SHORT EXERCISE
From the listing below, pull each line that includes "components".
• • •
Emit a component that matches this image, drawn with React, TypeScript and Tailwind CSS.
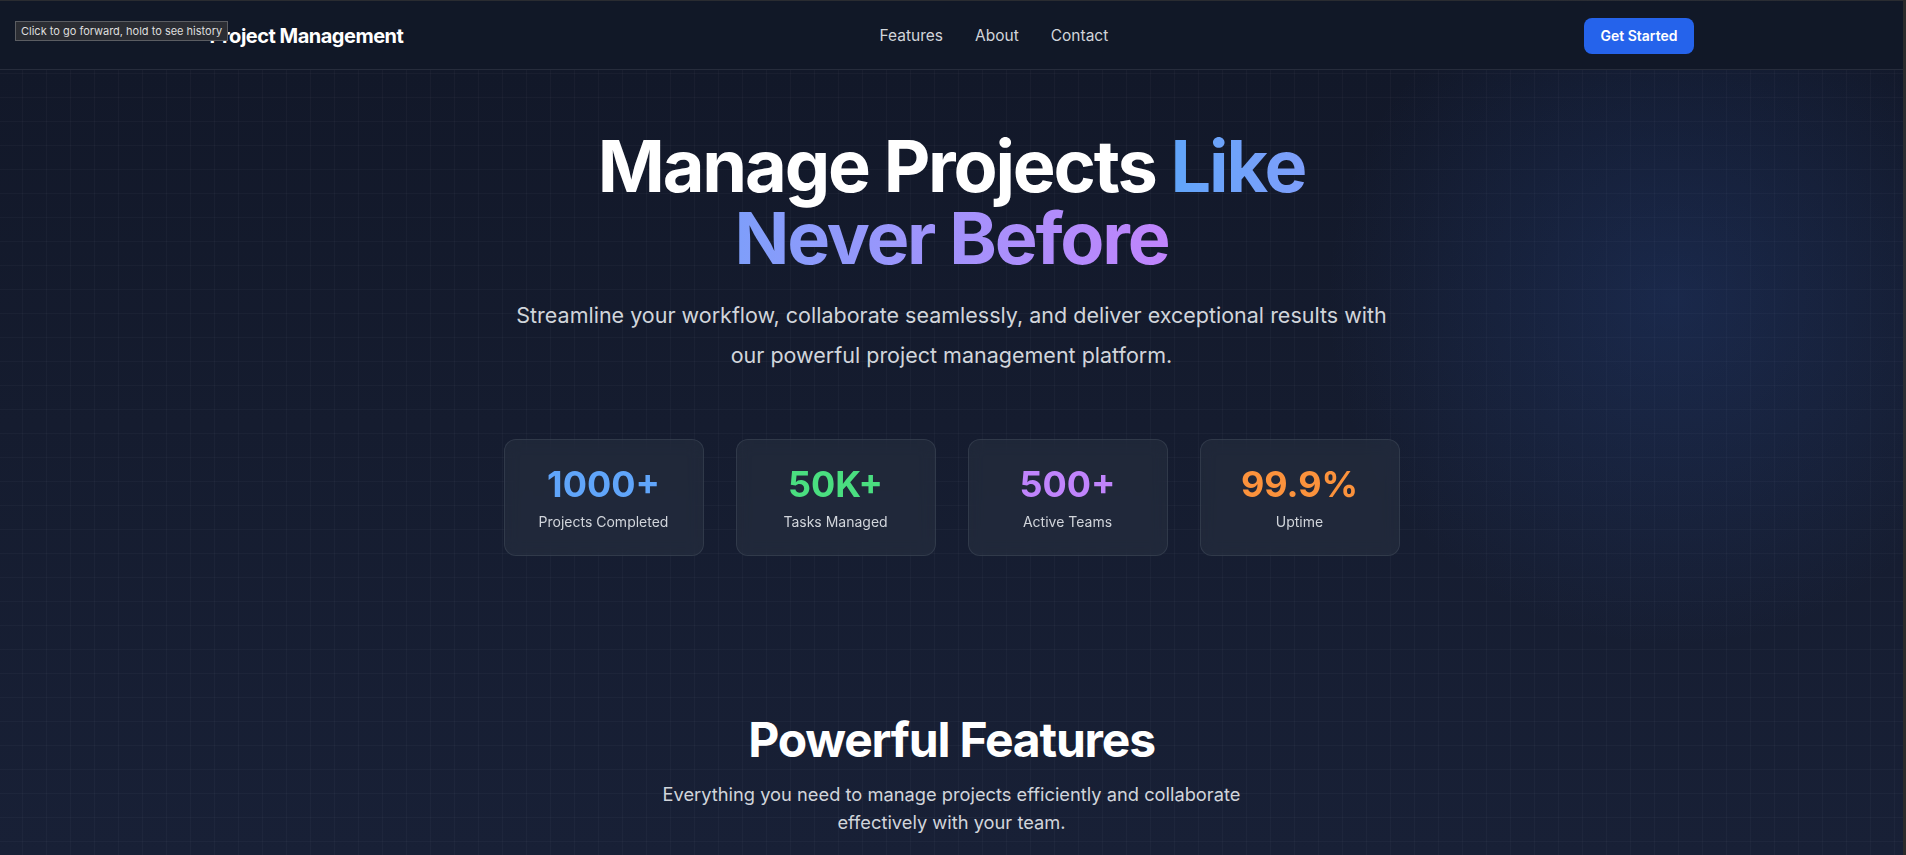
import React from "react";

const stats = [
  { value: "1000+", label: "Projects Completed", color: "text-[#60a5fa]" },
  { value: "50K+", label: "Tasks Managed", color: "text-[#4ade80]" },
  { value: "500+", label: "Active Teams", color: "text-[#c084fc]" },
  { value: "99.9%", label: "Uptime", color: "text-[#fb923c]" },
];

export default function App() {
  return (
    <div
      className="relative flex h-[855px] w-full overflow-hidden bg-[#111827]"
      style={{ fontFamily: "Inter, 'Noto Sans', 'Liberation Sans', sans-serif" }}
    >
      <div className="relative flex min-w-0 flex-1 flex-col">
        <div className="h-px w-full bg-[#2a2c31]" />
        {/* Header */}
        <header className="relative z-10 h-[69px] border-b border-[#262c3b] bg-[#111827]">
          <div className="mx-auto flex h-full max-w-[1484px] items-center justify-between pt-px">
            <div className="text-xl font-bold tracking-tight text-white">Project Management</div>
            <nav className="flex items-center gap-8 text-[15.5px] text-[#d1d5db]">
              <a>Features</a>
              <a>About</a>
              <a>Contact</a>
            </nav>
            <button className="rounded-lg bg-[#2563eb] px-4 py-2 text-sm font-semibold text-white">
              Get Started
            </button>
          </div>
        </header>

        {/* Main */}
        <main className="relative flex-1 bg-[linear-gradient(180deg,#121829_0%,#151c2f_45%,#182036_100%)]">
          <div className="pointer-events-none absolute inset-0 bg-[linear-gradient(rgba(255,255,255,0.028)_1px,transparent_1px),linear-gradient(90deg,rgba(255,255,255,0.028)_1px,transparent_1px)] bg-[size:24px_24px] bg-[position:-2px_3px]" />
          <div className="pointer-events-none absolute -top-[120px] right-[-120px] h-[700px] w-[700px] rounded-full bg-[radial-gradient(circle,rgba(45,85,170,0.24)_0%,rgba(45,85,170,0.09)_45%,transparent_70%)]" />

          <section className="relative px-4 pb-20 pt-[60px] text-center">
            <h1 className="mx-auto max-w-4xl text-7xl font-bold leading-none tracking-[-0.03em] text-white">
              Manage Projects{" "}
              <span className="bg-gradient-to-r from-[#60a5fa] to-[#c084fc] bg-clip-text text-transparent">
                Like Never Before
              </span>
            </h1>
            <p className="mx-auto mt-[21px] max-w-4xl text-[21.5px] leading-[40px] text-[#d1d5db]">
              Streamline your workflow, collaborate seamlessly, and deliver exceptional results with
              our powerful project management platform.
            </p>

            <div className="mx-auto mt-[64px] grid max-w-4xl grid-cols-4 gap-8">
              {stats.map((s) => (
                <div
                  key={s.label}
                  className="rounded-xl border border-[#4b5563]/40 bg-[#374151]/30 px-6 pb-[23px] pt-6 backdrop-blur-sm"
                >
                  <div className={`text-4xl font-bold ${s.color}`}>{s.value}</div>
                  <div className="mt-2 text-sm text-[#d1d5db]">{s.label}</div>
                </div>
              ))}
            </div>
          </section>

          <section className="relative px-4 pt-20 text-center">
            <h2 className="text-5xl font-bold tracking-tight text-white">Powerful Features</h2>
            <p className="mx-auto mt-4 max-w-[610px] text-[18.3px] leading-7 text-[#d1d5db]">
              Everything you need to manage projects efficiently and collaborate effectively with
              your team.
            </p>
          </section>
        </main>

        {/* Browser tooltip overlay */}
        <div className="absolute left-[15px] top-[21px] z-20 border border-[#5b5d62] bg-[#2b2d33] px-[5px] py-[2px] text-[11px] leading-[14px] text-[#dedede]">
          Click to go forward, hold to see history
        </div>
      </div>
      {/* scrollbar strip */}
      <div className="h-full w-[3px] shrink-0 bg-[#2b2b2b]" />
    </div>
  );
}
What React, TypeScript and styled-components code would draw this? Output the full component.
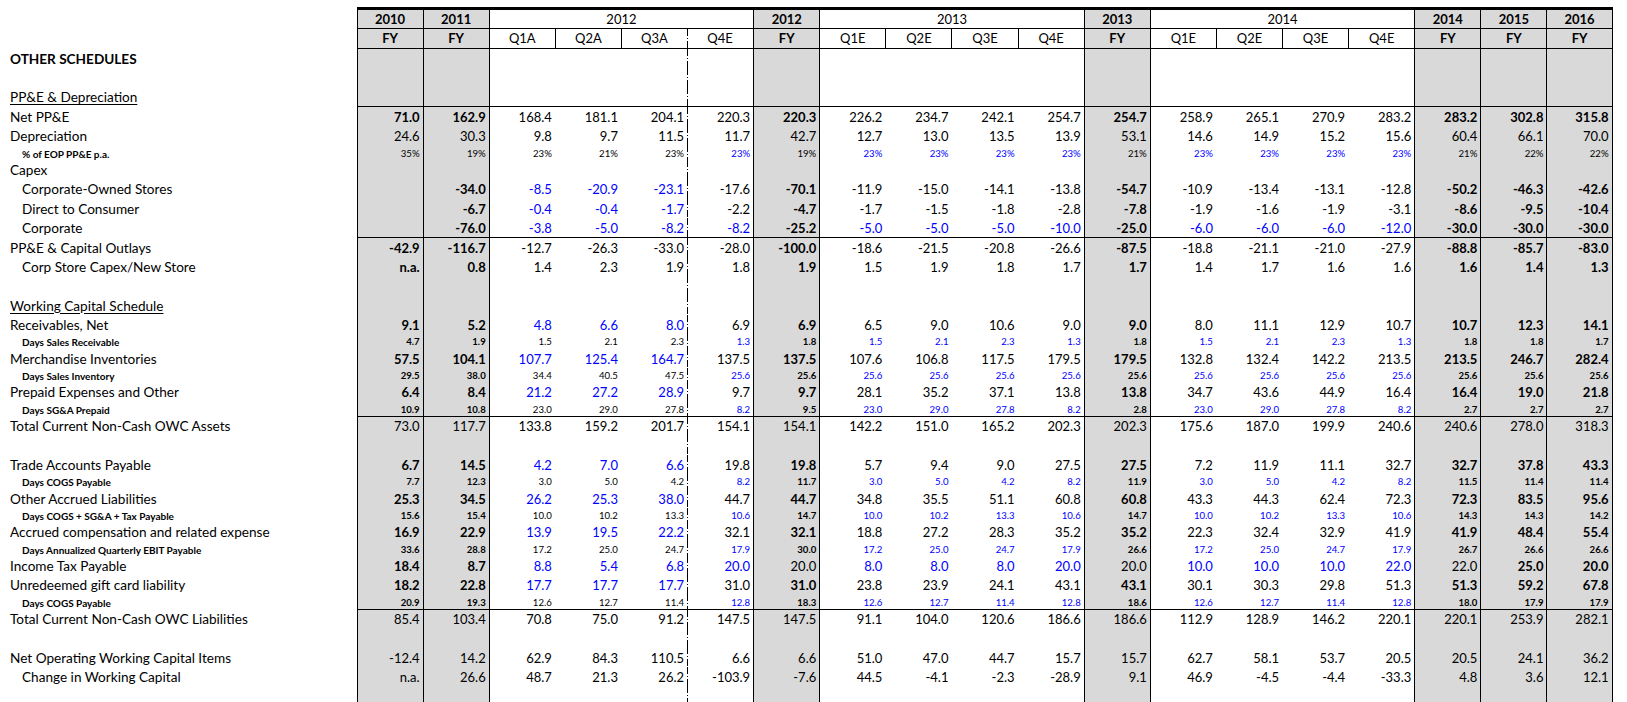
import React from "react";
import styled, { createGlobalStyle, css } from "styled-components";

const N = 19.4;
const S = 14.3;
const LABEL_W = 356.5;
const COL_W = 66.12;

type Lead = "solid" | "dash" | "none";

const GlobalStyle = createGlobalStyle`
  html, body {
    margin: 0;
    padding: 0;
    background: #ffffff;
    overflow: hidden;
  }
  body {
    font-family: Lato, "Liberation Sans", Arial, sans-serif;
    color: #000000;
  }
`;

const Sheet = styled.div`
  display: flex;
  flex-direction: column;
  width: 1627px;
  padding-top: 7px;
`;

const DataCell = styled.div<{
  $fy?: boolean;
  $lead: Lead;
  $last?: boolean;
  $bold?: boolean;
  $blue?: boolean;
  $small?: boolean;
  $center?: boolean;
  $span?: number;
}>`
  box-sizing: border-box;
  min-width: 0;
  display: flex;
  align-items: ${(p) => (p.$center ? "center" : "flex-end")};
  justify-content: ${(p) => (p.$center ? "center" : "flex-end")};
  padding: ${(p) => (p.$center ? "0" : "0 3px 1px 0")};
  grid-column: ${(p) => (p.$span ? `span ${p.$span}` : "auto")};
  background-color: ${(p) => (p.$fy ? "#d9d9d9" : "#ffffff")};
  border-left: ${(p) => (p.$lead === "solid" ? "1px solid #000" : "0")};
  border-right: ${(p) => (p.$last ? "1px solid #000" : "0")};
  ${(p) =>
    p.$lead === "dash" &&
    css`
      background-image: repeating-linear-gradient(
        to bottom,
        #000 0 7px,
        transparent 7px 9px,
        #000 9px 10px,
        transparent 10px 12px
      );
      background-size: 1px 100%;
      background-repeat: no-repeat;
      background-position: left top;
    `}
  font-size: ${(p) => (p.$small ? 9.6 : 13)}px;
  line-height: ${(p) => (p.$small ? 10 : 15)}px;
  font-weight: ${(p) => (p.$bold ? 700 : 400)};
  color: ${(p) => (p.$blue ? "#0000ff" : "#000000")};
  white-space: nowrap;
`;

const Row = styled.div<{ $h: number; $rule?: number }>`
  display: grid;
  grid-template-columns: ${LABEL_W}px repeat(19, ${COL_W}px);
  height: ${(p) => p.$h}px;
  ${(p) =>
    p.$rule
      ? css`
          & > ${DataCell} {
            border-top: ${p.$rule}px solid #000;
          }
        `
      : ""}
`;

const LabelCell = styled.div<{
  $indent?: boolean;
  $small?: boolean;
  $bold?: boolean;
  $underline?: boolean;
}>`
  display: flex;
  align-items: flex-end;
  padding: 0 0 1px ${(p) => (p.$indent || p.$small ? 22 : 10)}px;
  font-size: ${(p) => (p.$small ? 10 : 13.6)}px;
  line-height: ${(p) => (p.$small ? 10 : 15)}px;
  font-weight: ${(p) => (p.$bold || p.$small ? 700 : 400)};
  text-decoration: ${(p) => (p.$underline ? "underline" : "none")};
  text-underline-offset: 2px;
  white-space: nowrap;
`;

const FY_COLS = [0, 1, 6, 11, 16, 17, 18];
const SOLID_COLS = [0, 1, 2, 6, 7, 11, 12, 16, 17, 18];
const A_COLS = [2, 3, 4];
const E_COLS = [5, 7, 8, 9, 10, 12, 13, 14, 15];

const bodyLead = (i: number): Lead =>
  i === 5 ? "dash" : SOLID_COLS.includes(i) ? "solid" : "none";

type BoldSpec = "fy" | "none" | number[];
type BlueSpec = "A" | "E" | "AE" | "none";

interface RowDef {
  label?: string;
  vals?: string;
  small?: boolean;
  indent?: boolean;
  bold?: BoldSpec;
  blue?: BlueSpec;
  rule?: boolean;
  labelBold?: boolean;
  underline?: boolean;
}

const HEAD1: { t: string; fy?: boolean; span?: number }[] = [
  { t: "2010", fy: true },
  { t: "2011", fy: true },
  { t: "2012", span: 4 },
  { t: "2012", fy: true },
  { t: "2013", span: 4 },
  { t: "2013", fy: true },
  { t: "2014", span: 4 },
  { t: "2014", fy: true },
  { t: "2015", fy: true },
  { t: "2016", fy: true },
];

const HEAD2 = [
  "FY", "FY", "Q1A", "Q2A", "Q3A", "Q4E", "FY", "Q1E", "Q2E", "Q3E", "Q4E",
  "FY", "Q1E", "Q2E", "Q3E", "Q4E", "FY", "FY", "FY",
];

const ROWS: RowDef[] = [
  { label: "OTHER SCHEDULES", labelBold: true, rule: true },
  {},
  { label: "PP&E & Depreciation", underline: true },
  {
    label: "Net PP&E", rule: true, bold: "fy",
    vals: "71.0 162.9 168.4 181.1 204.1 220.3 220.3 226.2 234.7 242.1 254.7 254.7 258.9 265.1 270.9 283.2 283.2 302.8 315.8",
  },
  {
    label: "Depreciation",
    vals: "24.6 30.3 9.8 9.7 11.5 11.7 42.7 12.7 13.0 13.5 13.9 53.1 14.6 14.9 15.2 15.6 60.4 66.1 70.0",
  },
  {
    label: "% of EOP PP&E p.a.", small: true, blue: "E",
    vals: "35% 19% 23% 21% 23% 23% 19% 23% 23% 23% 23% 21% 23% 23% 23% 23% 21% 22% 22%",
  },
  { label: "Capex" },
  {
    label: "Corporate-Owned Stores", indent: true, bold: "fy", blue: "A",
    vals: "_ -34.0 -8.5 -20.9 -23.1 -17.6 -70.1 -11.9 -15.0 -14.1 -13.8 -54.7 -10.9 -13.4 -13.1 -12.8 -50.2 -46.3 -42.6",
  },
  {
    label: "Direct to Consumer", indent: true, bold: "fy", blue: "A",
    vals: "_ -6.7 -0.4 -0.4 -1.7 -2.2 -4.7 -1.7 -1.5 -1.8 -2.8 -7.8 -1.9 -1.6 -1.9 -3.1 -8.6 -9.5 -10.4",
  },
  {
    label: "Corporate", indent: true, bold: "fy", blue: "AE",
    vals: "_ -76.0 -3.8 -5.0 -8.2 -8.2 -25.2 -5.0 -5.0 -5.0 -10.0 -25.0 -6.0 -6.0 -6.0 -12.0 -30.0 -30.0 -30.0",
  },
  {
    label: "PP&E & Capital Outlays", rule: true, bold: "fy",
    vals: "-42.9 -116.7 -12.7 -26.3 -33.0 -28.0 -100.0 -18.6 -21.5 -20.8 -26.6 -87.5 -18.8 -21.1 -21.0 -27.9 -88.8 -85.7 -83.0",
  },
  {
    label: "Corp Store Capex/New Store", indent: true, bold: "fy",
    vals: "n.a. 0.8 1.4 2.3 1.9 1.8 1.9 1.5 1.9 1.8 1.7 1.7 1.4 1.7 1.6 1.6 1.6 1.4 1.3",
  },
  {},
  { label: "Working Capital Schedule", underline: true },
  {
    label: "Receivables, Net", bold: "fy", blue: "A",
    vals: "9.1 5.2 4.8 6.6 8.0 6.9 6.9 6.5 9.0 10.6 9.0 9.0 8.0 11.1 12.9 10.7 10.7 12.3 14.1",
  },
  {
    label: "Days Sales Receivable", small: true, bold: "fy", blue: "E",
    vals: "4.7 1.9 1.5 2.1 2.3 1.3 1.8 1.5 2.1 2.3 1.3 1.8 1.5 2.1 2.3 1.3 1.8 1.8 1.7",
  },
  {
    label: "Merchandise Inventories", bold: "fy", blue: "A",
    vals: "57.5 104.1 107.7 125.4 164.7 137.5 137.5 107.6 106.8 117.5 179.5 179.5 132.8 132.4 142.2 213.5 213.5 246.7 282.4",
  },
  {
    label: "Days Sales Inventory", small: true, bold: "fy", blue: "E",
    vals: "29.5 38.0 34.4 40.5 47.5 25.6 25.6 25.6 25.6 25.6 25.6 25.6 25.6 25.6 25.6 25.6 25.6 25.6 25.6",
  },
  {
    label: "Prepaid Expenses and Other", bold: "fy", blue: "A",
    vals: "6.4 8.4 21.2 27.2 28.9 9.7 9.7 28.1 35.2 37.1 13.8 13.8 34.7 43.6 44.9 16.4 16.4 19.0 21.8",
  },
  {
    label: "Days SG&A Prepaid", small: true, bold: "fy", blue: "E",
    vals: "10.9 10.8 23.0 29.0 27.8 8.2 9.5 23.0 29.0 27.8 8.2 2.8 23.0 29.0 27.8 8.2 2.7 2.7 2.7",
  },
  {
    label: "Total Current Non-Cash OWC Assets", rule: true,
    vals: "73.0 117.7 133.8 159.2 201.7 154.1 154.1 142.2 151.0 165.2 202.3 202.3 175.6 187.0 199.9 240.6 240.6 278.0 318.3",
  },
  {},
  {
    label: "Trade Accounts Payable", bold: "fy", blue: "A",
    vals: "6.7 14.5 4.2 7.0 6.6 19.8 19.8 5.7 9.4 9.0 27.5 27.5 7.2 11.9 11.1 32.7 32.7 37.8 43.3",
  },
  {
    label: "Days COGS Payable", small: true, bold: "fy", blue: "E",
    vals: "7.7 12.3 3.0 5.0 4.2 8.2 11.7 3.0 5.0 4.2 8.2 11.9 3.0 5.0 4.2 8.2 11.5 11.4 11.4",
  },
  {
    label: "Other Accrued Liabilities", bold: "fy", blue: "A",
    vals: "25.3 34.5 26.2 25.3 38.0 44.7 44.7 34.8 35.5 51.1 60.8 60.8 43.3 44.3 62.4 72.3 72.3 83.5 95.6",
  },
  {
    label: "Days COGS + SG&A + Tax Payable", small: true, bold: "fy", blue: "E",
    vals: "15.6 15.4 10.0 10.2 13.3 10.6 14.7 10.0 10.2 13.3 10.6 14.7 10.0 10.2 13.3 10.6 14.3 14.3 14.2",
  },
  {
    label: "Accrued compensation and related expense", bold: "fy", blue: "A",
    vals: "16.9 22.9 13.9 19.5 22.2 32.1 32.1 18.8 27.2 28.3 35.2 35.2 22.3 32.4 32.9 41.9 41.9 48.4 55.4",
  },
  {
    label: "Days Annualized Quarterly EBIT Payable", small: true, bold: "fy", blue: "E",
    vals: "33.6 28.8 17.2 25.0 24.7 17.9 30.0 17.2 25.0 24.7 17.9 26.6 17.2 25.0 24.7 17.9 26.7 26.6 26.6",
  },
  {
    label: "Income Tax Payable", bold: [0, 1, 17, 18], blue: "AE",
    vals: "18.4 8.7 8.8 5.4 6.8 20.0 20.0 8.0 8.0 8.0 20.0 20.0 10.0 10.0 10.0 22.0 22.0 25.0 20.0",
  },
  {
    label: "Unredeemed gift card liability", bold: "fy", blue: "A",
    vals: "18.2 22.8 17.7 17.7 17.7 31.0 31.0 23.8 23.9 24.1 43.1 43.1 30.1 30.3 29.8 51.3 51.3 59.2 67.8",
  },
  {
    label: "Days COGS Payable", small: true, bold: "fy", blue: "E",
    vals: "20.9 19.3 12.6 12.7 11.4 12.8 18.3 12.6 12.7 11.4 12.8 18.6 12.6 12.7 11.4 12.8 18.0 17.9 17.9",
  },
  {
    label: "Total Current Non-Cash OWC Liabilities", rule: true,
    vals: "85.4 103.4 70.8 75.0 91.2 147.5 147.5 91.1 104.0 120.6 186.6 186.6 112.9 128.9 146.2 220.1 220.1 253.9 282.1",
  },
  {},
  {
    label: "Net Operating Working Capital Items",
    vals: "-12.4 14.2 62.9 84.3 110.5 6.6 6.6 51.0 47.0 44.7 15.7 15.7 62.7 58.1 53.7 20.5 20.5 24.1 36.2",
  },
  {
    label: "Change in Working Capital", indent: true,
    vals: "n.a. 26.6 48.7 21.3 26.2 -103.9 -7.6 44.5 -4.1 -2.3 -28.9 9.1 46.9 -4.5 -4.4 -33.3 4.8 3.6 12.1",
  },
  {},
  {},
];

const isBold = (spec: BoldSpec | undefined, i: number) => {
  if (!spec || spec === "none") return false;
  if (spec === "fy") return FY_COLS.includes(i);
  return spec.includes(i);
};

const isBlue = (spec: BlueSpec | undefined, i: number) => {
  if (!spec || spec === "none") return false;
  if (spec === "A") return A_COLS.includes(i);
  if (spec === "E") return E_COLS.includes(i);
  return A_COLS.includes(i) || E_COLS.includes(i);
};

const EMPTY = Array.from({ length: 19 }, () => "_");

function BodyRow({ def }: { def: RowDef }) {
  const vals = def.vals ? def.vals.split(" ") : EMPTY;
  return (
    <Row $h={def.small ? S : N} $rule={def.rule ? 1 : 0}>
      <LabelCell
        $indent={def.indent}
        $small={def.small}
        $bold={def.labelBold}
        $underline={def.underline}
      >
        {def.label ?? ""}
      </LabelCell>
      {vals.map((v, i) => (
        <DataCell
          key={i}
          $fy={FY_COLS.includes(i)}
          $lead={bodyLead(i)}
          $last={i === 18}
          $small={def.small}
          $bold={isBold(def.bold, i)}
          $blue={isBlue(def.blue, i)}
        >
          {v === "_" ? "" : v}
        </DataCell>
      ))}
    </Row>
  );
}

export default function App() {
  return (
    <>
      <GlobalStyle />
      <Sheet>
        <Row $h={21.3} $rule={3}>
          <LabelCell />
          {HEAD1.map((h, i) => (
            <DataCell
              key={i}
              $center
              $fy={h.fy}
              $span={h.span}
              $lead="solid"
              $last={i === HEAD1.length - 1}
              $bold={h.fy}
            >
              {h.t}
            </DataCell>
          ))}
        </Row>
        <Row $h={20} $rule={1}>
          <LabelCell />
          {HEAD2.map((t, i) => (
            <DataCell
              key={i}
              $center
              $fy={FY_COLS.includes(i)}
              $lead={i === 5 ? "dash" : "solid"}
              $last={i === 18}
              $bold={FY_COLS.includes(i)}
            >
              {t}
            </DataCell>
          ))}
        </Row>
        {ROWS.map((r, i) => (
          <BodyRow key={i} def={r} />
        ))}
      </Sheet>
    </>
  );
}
• • •
ANSWER FOR THIS EXERCISE
What React, TypeScript and styled-components code would draw this? Output the full component.
import styled, { createGlobalStyle, css } from "styled-components";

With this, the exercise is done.